**Written exercise**
Pick out the lines containing "styles".

**Data**
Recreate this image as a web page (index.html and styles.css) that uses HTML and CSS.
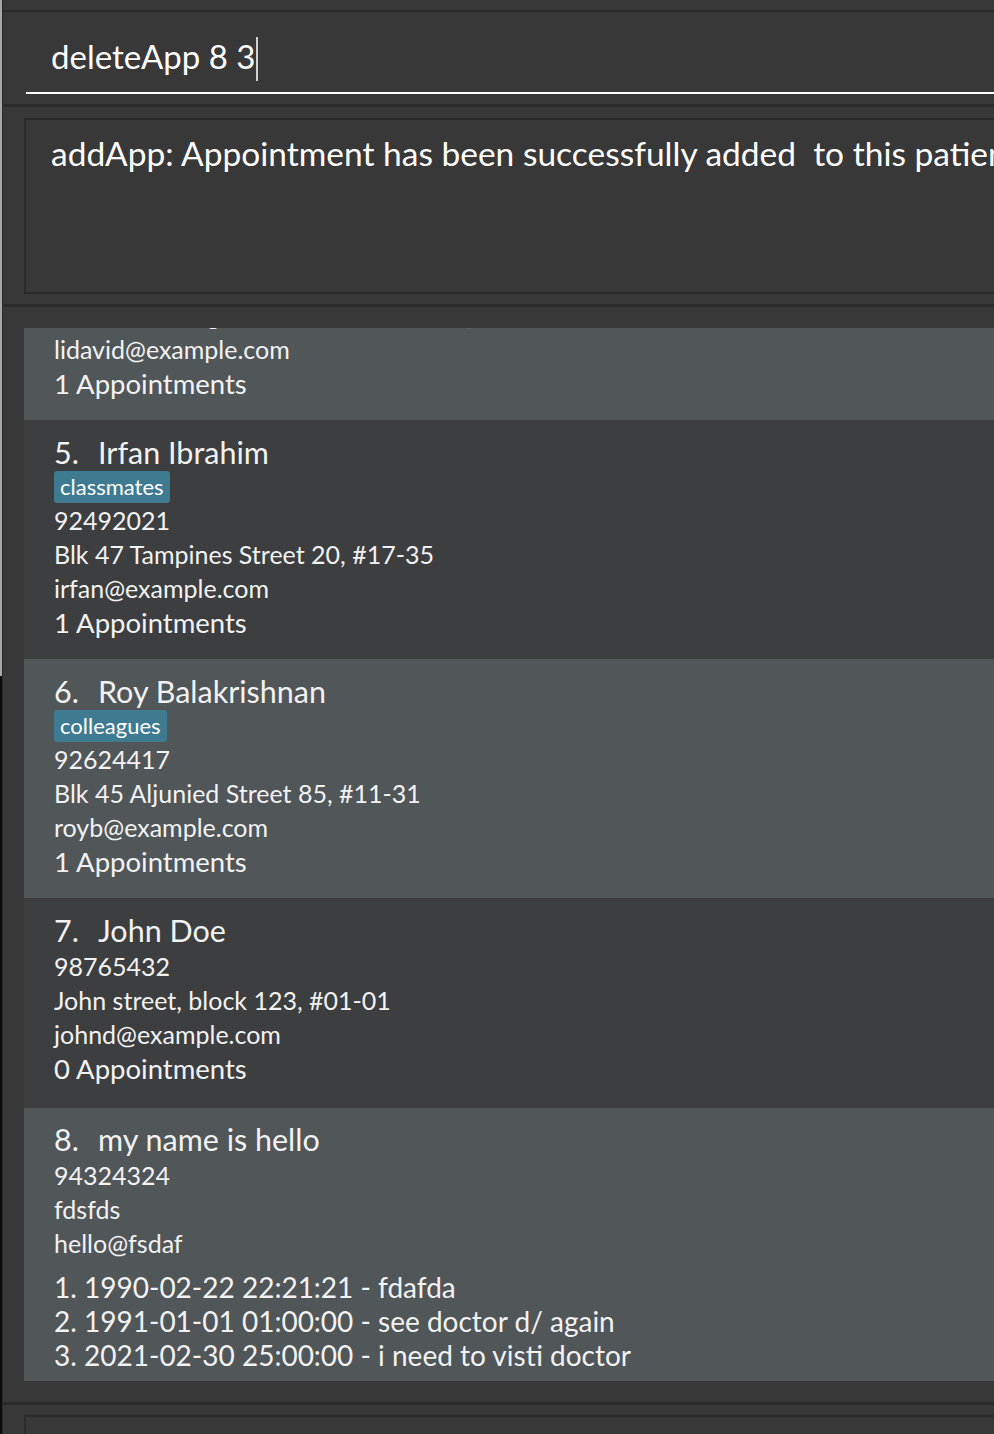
FILE: index.html
```html
<!DOCTYPE html>
<html lang="en">
<head>
<meta charset="utf-8">
<title>Address Book</title>
<link rel="stylesheet" href="styles.css">
</head>
<body>
<div class="window">
  <div class="edge">
    <div class="edge-top"></div>
    <div class="edge-bottom"></div>
  </div>
  <div class="main">
    <div class="command-pane">
      <div class="command-box"><span class="command-text">deleteApp 8 3</span><span class="caret"></span></div>
    </div>
    <div class="result-pane">
      <div class="result-box">addApp: Appointment has been successfully added&nbsp; to this patient.</div>
    </div>
    <div class="list-pane">
      <div class="list-viewport">
        <div class="card light">
          <div class="name-row"><span class="card-id">4.</span><span class="card-name">David Li</span></div>
          <div class="tags"><span class="tag">family</span></div>
          <div class="field">91031282</div>
          <div class="field">Blk 436 Serangoon Gardens Street 26, #16-43</div>
          <div class="field">lidavid@example.com</div>
          <div class="appts">1 Appointments</div>
        </div>
        <div class="card dark">
          <div class="name-row"><span class="card-id">5.</span><span class="card-name">Irfan Ibrahim</span></div>
          <div class="tags"><span class="tag">classmates</span></div>
          <div class="field">92492021</div>
          <div class="field">Blk 47 Tampines Street 20, #17-35</div>
          <div class="field">irfan@example.com</div>
          <div class="appts">1 Appointments</div>
        </div>
        <div class="card light">
          <div class="name-row"><span class="card-id">6.</span><span class="card-name">Roy Balakrishnan</span></div>
          <div class="tags"><span class="tag">colleagues</span></div>
          <div class="field">92624417</div>
          <div class="field">Blk 45 Aljunied Street 85, #11-31</div>
          <div class="field">royb@example.com</div>
          <div class="appts">1 Appointments</div>
        </div>
        <div class="card dark no-tags">
          <div class="name-row"><span class="card-id">7.</span><span class="card-name">John Doe</span></div>
          <div class="field">98765432</div>
          <div class="field">John street, block 123, #01-01</div>
          <div class="field">johnd@example.com</div>
          <div class="appts">0 Appointments</div>
        </div>
        <div class="card light with-list">
          <div class="name-row"><span class="card-id">8.</span><span class="card-name">my name is hello</span></div>
          <div class="field">94324324</div>
          <div class="field">fdsfds</div>
          <div class="field">hello@fsdaf</div>
          <div class="appt-list">
            <div class="appt">1. 1990-02-22 22:21:21 - fdafda</div>
            <div class="appt">2. 1991-01-01 01:00:00 - see doctor d/ again</div>
            <div class="appt">3. 2021-02-30 25:00:00 - i need to visti doctor</div>
          </div>
        </div>
      </div>
    </div>
    <div class="status-pane">
      <div class="status-box"></div>
    </div>
  </div>
</div>
</body>
</html>
```

FILE: styles.css
```css
html, body {
  margin: 0;
  padding: 0;
  overflow: hidden;
  background: #383838;
}

.window {
  display: flex;
  width: 1300px;
  height: 1434px;
  background: #383838;
  font-family: "Lato", "Open Sans", sans-serif;
  color: #f2f2f2;
}

.edge {
  width: 3px;
  display: flex;
  flex-direction: column;
  flex-shrink: 0;
}

.edge-top {
  height: 676px;
  background: linear-gradient(to right, #a8a8a8 0 2px, #2b2b2b 2px 3px);
}

.edge-bottom {
  flex: 1;
  background: linear-gradient(to right, #0c0c0c 0 2px, #2b2b2b 2px 3px);
}

.main {
  flex: 1;
  min-width: 0;
  display: flex;
  flex-direction: column;
  padding-top: 10px;
}

/* command */
.command-pane {
  border-top: 2px solid #2b2b2b;
  border-bottom: 3px solid #2b2b2b;
  padding: 0 0 10px 23px;
}

.command-box {
  height: 56px;
  padding: 24px 0 0 25px;
  border-bottom: 2px solid #ffffff;
  font-size: 33px;
  line-height: 40px;
  color: #ffffff;
  white-space: nowrap;
}

.caret {
  display: inline-block;
  width: 1.5px;
  height: 44px;
  margin-left: 1px;
  background: #d0d0d0;
  vertical-align: -12px;
}

/* result */
.result-pane {
  padding: 11px 0 10px 21px;
  border-bottom: 3px solid #2b2b2b;
}

.result-box {
  height: 159px;
  border: 2px solid #2b2b2b;
  border-right: none;
  padding: 13px 0 0 25px;
  font-size: 33.5px;
  line-height: 40px;
  color: #ffffff;
  white-space: nowrap;
  overflow: hidden;
}

/* list */
.list-pane {
  padding: 21px 0 21px 21px;
  border-bottom: 3px solid #2b2b2b;
}

.list-viewport {
  height: 1053px;
  overflow: hidden;
  display: flex;
  flex-direction: column;
  justify-content: flex-end;
}

.card {
  flex-shrink: 0;
  padding: 13px 0 18px 30px;
}

.card.no-tags {
  padding-bottom: 21px;
}

.card.with-list {
  padding-top: 12px;
  padding-bottom: 9px;
}

.card.light {
  background: #515659;
}

.card.dark {
  background: #3c3e3f;
}

.name-row {
  display: flex;
  align-items: baseline;
  height: 38px;
  line-height: 38px;
  font-size: 30.5px;
  white-space: nowrap;
}

.card-id {
  width: 44px;
}

.tags {
  display: flex;
  gap: 6px;
  height: 32px;
  align-items: center;
}

.tag {
  background: #3e7b91;
  color: #ffffff;
  font-size: 22px;
  line-height: 32px;
  height: 32px;
  padding: 0 6px;
  border-radius: 3px;
}

.field {
  font-size: 25px;
  line-height: 34px;
  height: 34px;
  white-space: nowrap;
}

.appts {
  font-size: 27.5px;
  line-height: 36px;
  height: 36px;
  white-space: nowrap;
}

.appt-list {
  margin-top: 10px;
}

.appt {
  font-size: 28px;
  line-height: 34px;
  height: 34px;
  white-space: nowrap;
}

/* status */
.status-pane {
  flex: 1;
  padding: 10px 0 0 21px;
}

.status-box {
  height: 100%;
  border-top: 2px solid #2b2b2b;
  border-left: 2px solid #2b2b2b;
}
```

**Solution below**
Recreate this image as a web page (index.html and styles.css) that uses HTML and CSS.
<link rel="stylesheet" href="styles.css">
FILE: styles.css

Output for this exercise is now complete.